À partir du IXe siècle, l'Empire musulman a atteint sa forme à peu près définitive après avoir tabassé une bonne partie de l'Afrique du Nord et du Moyen-Orient et peut donc se consacrer à des activités un peu plus constructives que l'expansion territoriale. Et c'est tout naturellement qu'ils se tournent vers les ouvrages grecs antiques, et dans une moindre mesure vers les ouvrages indiens et perses, pour étudier l'astronomie : ceux-ci représentent le summum de la connaissance sur le sujet, et les musulmans ont un très grand besoin de cette science, notamment pour calculer l'horaire des cinq prières quotidiennes et les dates du ramadan. La période allant du IXe au XIe siècle connaît un bouillonnement intellectuel dans les pays musulmans qui fait considérablement avancer les mathématiques et par corollaire l'astronomie.
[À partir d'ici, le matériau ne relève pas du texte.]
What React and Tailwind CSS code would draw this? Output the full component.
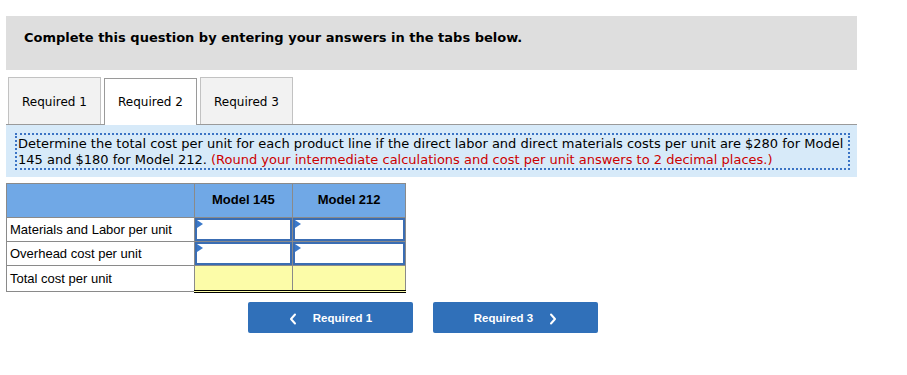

C'est pourquoi, dès la fin du Xe siècle, on voit des savants en Occident se rendre en Espagne pour obtenir des traductions d'ouvrages en arabe, eux-mêmes étant souvent des traductions d'ouvrages grecs antiques. Le plus connu à cette période est sans conteste Gerbert d'Aurillac, qui terminera sa vie comme Pape sous le nom de Sylvestre II, et qui a contribué à redynamiser l'enseignement du quadrivium par l'apport de nouvelles sources.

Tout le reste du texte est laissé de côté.